Recent polling on a four-day week in the UK shows that the policy is more popular than ever before, with the pandemic opening people’s eyes to a new world of work and the move towards flexible working helping to open the door. The policy has come a long way since Jeremy Corbyn’s leadership of the Labour Party – and as we begin to ease back into a post-pandemic world, Labour must seize the moment by backing this change to the working week that has been long overdue.
It was 100 years ago that the trade union movement won us the weekend, paving the way for the nine to five, five-day working week. This model of work is now outdated and no longer fit for purpose. It’s important to remember that it was designed for an agricultural and industrial economy. With the world of work completely transformed a century later, there is absolutely no good reason why people should still be working five days a week or more.
Long working hours are an acute problem for the UK, where we work the longest full-time hours compared to any country in the EU except for Greece, while having the least productive economy and the fewest number of bank holidays. Numerous studies have shown that a four-day working week with no loss of pay results in greater productivity at work. Believe it or not, working fewer hours doesn’t mean getting less done.
Transitioning the economy to a four-day, 32-hour working week would be a major boost to workers – helping to prevent burnout, overwork and work-related mental health issues, which are rife in the British workplace. Angela Rayner, Labour’s Shadow Secretary for the Future of Work, has talked up the need for more flexible working and even mentioned “four-day weeks” but so far the party has avoided making its support for the move crystal clear.
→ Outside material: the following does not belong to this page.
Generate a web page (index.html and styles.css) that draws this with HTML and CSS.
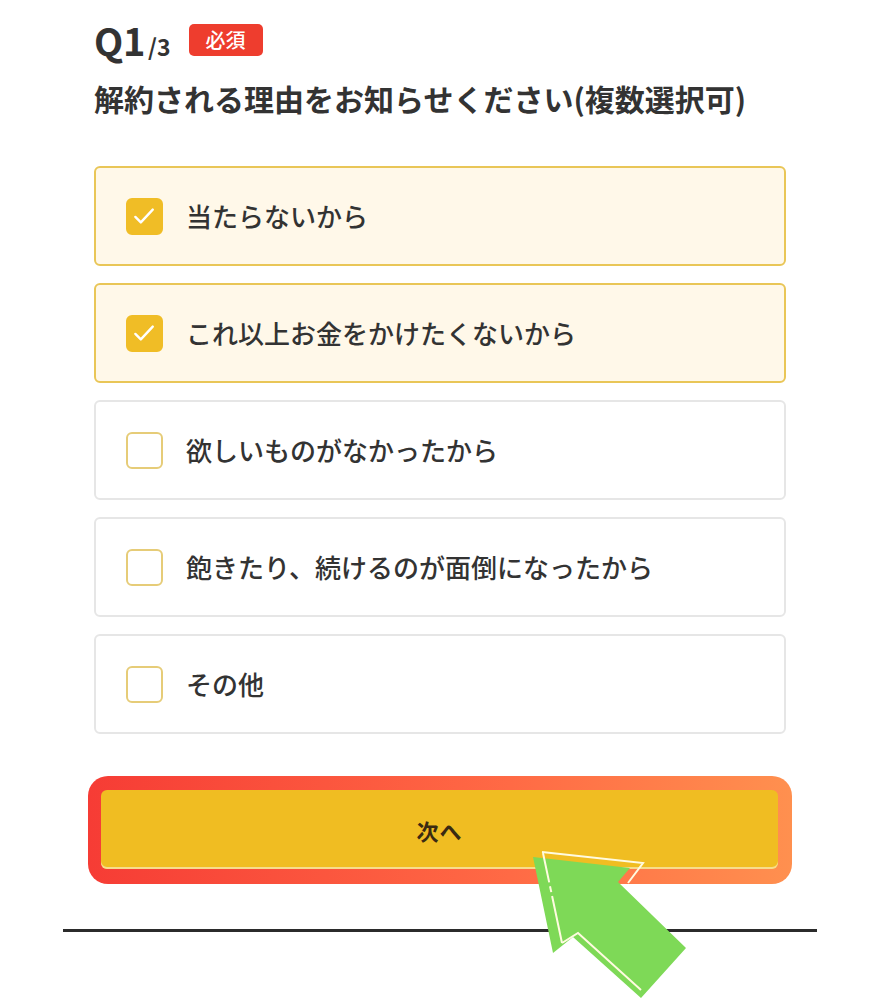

The policy is a natural fit for Keir Starmer’s head of policy Claire Ainsley, who has a focus on reconnecting with families, as the four-day week would give people more time to spend with their loved ones. This feels more important than ever after Covid. In fact, polling we carried out last year showed that spending more time with family was the overwhelming first choice for how people would spend their extra free time on a four-day week.
The trade unions unanimously backed a motion at TUC conference earlier this month to campaign for a four-day week and a three-day weekend. This seems like the natural next big battle for the trade union movement. Most people have forgotten their role in winning us the weekend, and campaigning for a four-day week would show workers what a strong trade union movement can achieve in modern times.
When it comes to the Conservatives, they seem to have relaxed their position on a four-day week since the 2019 general election. Chancellor Rishi Sunak temporarily supported moves towards a shorter working week by bringing forward the short-time working scheme in response to the pandemic. With greater automation and new technology still to come, there is a growing inevitability about the need to move to a shorter working week to share work more equally across the economy.
There is a real risk for Labour that the Conservatives will see which way the wind is blowing on this issue and get there first. By backing the four-day week at conference, Labour can show itself to be ahead of the game – and lead the way on transforming the future of work.